Je m’adresse à tous les candidats, virtuels ou déclarés, à la prochaine élection présidentielle. Je m’adresse à Jacques Delors autant qu’à Édouard Balladur. Et je voudrais leur dire, à tous deux, de ne pas trop spéculer sur l’indifférence, ou la lassitude, de leurs compatriotes. La France est un drôle de pays. Elle accepte. Elle se résigne. Elle plie, parfois, l’échine. Et puis c’est le mot de trop, l’image que l’on n’attendait pas – et, des profondeurs de son peuple, revient ce sens de la grandeur et de la dignité qui dicta, en d’autres temps, d’autres insurrections, d’autres refus. Je ne suis pas sûr, non, que les électeurs français toléreront, pour finir, et longtemps, pareille image de leur abaissement…
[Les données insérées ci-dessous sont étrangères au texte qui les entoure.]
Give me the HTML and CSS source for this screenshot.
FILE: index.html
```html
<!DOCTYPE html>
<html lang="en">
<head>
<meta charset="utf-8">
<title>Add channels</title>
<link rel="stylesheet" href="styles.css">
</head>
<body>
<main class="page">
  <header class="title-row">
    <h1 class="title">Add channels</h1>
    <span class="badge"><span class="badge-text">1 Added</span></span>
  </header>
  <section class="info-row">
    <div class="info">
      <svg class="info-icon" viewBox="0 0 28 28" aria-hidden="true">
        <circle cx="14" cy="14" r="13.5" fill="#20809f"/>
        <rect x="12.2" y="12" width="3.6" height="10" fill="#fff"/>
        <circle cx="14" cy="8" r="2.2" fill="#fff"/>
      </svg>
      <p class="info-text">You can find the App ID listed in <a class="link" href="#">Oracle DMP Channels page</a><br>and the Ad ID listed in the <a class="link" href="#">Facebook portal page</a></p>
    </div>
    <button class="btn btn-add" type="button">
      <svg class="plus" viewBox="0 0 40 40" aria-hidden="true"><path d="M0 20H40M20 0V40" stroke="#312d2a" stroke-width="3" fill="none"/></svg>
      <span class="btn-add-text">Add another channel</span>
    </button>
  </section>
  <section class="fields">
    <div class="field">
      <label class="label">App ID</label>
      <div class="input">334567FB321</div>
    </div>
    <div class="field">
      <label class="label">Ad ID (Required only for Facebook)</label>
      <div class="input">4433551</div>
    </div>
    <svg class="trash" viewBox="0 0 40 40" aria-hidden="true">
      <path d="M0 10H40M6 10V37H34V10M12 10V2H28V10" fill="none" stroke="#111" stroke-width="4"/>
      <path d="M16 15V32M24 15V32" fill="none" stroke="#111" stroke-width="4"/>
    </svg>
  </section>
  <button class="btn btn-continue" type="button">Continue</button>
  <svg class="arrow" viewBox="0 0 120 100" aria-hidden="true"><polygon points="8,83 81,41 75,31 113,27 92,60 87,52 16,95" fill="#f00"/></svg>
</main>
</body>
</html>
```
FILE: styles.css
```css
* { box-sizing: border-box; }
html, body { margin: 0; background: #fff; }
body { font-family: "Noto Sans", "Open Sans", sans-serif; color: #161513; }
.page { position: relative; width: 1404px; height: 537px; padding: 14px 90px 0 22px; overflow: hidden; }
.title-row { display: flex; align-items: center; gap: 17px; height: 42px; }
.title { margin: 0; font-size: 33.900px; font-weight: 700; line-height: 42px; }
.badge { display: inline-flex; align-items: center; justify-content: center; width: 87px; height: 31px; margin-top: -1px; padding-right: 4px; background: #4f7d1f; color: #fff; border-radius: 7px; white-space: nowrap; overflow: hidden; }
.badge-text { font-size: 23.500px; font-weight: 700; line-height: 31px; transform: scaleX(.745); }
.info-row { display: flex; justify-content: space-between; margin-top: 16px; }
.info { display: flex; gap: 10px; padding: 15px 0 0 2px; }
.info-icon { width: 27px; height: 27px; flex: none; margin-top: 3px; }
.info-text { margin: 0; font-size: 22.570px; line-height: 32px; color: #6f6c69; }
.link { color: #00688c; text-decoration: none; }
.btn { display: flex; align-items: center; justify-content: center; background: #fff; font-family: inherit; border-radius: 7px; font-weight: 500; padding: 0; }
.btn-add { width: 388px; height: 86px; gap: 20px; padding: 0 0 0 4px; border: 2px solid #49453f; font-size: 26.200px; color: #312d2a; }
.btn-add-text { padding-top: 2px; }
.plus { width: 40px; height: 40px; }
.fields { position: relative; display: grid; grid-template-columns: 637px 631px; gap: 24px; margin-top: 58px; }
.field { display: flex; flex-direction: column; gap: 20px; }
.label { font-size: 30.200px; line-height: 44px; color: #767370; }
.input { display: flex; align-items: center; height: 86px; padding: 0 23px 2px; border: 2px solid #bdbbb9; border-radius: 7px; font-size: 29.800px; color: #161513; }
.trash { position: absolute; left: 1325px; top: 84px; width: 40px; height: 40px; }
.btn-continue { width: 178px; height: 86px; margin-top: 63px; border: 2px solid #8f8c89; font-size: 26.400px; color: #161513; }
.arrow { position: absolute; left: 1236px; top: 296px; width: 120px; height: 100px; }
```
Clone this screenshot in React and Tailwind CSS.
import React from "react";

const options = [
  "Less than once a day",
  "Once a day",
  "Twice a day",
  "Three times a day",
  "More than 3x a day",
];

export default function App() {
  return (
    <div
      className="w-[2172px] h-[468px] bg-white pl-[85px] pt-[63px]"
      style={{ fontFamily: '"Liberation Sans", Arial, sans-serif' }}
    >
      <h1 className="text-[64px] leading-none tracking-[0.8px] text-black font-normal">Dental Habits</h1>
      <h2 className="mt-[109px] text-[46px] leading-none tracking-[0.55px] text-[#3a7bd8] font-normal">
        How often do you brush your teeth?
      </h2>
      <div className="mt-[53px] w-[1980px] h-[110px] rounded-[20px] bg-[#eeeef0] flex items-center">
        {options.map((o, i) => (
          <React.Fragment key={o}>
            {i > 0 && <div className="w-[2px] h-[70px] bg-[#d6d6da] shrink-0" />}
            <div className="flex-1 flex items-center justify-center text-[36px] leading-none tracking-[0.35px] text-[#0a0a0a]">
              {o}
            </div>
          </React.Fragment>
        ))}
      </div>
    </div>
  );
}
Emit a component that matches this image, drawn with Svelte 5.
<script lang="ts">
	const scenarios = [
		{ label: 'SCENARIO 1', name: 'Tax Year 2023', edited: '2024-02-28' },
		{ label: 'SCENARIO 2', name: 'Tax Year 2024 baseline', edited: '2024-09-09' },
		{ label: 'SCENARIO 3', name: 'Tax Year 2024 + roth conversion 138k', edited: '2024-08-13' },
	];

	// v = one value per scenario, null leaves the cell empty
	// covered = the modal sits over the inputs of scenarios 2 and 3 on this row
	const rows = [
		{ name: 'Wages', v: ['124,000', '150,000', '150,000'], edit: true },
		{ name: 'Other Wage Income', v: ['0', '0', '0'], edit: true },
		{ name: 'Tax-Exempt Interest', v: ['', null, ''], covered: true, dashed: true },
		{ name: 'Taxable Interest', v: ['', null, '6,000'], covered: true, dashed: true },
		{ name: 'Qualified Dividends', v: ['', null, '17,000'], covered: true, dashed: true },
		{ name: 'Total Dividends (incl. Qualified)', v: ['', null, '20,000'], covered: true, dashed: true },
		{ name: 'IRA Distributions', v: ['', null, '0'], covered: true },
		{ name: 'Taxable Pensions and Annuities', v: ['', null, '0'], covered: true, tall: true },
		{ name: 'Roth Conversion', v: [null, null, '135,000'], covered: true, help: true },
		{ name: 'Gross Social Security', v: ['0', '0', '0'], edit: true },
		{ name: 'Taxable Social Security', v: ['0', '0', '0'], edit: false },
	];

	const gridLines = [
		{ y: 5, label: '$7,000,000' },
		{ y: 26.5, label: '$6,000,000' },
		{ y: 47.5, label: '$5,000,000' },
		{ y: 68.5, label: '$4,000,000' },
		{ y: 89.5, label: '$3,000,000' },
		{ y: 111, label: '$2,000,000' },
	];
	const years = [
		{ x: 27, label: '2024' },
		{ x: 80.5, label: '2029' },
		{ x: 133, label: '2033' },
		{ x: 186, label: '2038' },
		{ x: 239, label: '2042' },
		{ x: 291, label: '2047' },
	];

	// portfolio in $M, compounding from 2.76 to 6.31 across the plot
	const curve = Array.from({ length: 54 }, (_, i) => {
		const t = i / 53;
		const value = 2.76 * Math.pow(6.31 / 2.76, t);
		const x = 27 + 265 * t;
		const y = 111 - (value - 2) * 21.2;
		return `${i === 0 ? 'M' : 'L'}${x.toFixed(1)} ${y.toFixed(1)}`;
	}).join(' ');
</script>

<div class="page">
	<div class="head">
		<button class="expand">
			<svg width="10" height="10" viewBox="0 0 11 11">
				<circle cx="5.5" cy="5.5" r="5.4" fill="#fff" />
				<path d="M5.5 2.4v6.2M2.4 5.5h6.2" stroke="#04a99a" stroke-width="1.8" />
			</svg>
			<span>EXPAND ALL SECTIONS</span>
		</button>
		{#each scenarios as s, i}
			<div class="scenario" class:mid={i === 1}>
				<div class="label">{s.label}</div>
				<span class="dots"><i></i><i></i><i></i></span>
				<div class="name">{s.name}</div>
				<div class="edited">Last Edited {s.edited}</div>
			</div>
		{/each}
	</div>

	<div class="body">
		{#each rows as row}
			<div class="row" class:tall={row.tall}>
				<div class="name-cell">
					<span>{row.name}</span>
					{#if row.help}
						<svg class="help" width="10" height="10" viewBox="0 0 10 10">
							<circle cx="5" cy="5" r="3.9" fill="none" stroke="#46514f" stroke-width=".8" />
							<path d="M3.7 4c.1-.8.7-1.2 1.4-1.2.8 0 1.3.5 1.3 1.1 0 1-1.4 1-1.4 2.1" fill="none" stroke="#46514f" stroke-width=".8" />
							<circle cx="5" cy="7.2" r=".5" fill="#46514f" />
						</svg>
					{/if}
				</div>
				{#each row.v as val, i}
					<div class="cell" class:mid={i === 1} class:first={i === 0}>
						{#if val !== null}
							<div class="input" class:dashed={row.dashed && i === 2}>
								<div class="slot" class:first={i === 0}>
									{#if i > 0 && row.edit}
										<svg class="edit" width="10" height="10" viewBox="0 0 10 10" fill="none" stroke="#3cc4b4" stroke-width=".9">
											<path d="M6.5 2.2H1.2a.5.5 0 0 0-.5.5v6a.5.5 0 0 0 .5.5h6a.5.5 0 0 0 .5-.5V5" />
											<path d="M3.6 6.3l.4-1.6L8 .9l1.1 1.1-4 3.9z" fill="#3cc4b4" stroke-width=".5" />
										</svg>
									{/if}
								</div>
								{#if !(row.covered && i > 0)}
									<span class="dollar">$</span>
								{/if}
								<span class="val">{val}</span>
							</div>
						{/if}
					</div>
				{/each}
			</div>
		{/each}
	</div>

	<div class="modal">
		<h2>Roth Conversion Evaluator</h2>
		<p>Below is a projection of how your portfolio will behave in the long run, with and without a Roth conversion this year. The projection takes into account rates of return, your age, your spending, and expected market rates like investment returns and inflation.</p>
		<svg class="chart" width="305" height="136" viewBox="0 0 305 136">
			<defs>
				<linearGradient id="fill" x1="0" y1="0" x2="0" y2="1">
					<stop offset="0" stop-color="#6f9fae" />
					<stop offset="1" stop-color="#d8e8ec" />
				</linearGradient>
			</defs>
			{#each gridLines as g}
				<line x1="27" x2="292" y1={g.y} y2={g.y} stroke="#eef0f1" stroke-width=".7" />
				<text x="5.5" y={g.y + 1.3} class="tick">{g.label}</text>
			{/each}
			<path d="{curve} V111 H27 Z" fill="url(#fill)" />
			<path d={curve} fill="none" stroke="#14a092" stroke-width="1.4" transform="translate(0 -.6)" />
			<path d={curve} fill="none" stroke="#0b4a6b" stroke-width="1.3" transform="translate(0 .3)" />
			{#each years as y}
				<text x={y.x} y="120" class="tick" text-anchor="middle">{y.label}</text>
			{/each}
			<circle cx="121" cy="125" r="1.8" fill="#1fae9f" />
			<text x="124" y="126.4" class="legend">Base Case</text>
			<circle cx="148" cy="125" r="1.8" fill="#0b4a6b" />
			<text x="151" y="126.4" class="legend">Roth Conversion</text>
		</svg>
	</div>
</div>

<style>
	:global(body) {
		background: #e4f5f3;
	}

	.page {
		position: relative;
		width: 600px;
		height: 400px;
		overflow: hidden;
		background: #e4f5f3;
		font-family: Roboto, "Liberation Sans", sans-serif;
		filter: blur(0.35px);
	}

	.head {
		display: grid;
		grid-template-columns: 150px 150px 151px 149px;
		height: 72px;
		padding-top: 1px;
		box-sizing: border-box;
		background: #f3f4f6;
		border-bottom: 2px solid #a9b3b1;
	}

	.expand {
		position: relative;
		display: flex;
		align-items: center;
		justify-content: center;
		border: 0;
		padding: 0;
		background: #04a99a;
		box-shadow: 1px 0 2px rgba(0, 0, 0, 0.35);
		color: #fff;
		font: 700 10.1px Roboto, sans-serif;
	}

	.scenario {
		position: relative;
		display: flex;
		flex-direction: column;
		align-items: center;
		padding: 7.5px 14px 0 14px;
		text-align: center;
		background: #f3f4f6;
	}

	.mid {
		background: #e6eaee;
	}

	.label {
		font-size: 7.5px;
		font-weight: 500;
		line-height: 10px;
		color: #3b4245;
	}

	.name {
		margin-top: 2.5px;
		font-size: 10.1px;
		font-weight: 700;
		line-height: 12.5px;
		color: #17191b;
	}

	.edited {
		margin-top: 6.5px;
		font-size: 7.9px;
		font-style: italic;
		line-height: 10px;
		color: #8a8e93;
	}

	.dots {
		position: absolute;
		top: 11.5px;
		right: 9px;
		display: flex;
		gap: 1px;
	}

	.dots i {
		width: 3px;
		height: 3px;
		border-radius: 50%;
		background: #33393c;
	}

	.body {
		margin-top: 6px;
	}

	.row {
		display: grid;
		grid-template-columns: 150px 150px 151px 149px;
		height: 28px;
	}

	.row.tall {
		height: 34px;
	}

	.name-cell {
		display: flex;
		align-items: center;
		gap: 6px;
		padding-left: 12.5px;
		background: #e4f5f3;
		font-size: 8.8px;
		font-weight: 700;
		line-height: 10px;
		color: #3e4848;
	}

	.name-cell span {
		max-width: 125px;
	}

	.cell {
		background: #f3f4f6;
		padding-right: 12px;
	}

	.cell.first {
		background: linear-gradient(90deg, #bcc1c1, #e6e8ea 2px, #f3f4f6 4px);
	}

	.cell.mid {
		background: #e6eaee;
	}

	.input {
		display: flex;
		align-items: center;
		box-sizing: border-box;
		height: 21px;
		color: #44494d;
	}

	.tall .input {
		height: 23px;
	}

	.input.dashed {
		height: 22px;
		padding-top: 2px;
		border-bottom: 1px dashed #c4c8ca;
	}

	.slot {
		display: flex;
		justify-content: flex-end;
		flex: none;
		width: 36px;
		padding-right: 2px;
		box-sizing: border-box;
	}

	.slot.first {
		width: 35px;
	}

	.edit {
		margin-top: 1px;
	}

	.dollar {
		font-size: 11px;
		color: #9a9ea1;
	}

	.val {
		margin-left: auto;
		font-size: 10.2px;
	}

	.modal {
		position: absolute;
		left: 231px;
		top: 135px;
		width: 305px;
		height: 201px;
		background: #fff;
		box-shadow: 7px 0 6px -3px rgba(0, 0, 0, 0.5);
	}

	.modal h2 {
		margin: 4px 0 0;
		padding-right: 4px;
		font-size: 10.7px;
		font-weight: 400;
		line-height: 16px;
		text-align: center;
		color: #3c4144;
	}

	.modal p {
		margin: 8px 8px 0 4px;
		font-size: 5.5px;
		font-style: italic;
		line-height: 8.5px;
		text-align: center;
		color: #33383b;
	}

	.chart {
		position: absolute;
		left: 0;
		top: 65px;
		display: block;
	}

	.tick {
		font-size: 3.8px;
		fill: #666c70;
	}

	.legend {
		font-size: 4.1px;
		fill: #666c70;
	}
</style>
Faisons un rêve. Un homme d’État, un seul, qui trouve enfin les mots que nous sommes des millions à avoir au bout de la langue et sur le cœur. La France est un petit pays ? Voire. Car ce petit pays a une grande voix. Et cette voix est de celles qui, parfois, portent. Que cet homme-là surgisse. Qu’il donne, oui, de la voix. Qu’il rende, ce faisant, sa voix à la France que le monde respecte. Il aura sauvé l’honneur. Et peut-être, en sauvant l’honneur, réveillera-t-il ce qui reste de conscience dans cette Europe exsangue. Une voix contre le cynisme. Un mot contre la veulerie. Nous en sommes là. Nous attendons. Même si les Bosniaques, eux, n’attendent déjà plus rien.